Depuis, Tokyo a poursuivi son lent mais inexorable glissement pour se doter d’un arsenal défensif complet, comme le fit l’Allemagne Fédérale dans les années 50. Le nouveau Livre Blanc, publié au mois d’aout, consacre cette transformation, avec en ligne de mire la menace chinoise et russe identifiée, c’est une première pour Tokyo, comme des « menaces majeures » pour le Japon. De nombreux programmes d’armement ont été lancés concomitamment, qu’il s’agisse de l’avion de nouvelle génération F-X destiné à remplacer les F-2, de systèmes d’armes à énergie dirigée et électromagnétiques, ou de manière plus traditionnelle, avec la modernisation de la flotte nippone avec l’arrivée des sous-marins de la classe Taigei et des frégates de la classe Mogami. Pour répondre à la menace balistique, et étendre les capacités de frappe à longue portée du pays, les forces d’autodéfense nippones ont également entrepris l’évolution de son système anti-navire Type-12 qui arme actuellement ses batteries côtières, pour en faire un missile de croisière d’une portée de 1000 km, capable de frapper des cibles terrestres. Prévu initialement pour armer les navires et avions de combat nippone, cette évolution du Type-12 armera également, à l’avenir, les sous-marins japonais, une version à changement de milieu devant être développé dans les années à venir.

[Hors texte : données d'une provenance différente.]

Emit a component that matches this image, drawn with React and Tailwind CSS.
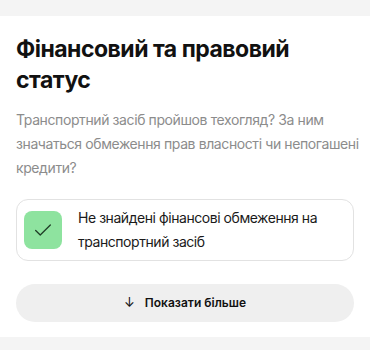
import React from 'react';

function CheckIcon() {
  return (
    <svg viewBox="0 0 24 24" className="w-[22px] h-[22px]" fill="none" stroke="#1f3d26" strokeWidth="1.4" strokeLinecap="round" strokeLinejoin="round">
      <path d="M4 12.5l5 5L20 6.5" />
    </svg>
  );
}

export default function App() {
  return (
    <div className="w-[370px] h-[350px] bg-[#f4f4f4] pt-4 font-['Inter',sans-serif] overflow-hidden">
      <section className="bg-white px-4 pt-[18px] pb-[15px]">
        <h2 className="text-[23px] leading-[31px] font-bold text-[#111] tracking-[-0.5px]">
          Фінансовий та правовий статус
        </h2>
        <p className="mt-[12px] -mr-2 text-[14px] leading-[24px] text-[#8c8c8c] tracking-[-0.4px]">
          Транспортний засіб пройшов техогляд? За ним значаться обмеження прав власності чи непогашені кредити?
        </p>

        <div className="mt-[19px] flex items-center gap-4 border border-[#e2e2e2] rounded-[12px] px-[7px] py-[6px]">
          <div className="w-[38px] h-[38px] shrink-0 rounded-[8px] bg-[#8ee39f] flex items-center justify-center">
            <CheckIcon />
          </div>
          <span className="text-[14px] leading-[24px] text-[#1a1a1a] tracking-[-0.45px]">
            Не знайдені фінансові обмеження на транспортний засіб
          </span>
        </div>

        <button className="mt-[23px] w-full h-[38px] rounded-full bg-[#efefef] flex items-center justify-center gap-[10px] text-[12px] font-semibold text-[#111]">
          <span className="text-[13px] font-normal">↓</span>
          <span>Показати більше</span>
        </button>
      </section>
    </div>
  );
}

C’est en tout cas se qu’annonce le site japonais en langue anglaise asahi.com, citant des sources concordantes du gouvernement et des autorités militaires. Il faut dire que le missile de croisière à changement de milieu offre d’importantes capacités opérationnelles, notamment en permettant de mettre en oeuvre des capacités de frappes secondaires, contribuant ainsi à la dissuasion du pays. En outre, il permet de mener des frappes préventives, notamment pour décapiter les capacités de frappes et de commandement de l’adversaire avant que celui-ci puisse les mettre en oeuvre, comme c’est le cas, par exemple, des sous-marins sud-coréens armés de missiles balistiques et de croisière à changement de milieu, en application de la doctrine « 3 axes », sur laquelle repose la défense du pays face à la Corée du nord. Pour Tokyo, il s’agit donc d’un atout de taille dans l’arsenal défensif et dissuasif du pays, alors que le Japon est directement menacé tant la la Chine que la Corée du Nord et la Russie, 3 pays disposant d’importantes capacités de frappe balistiques.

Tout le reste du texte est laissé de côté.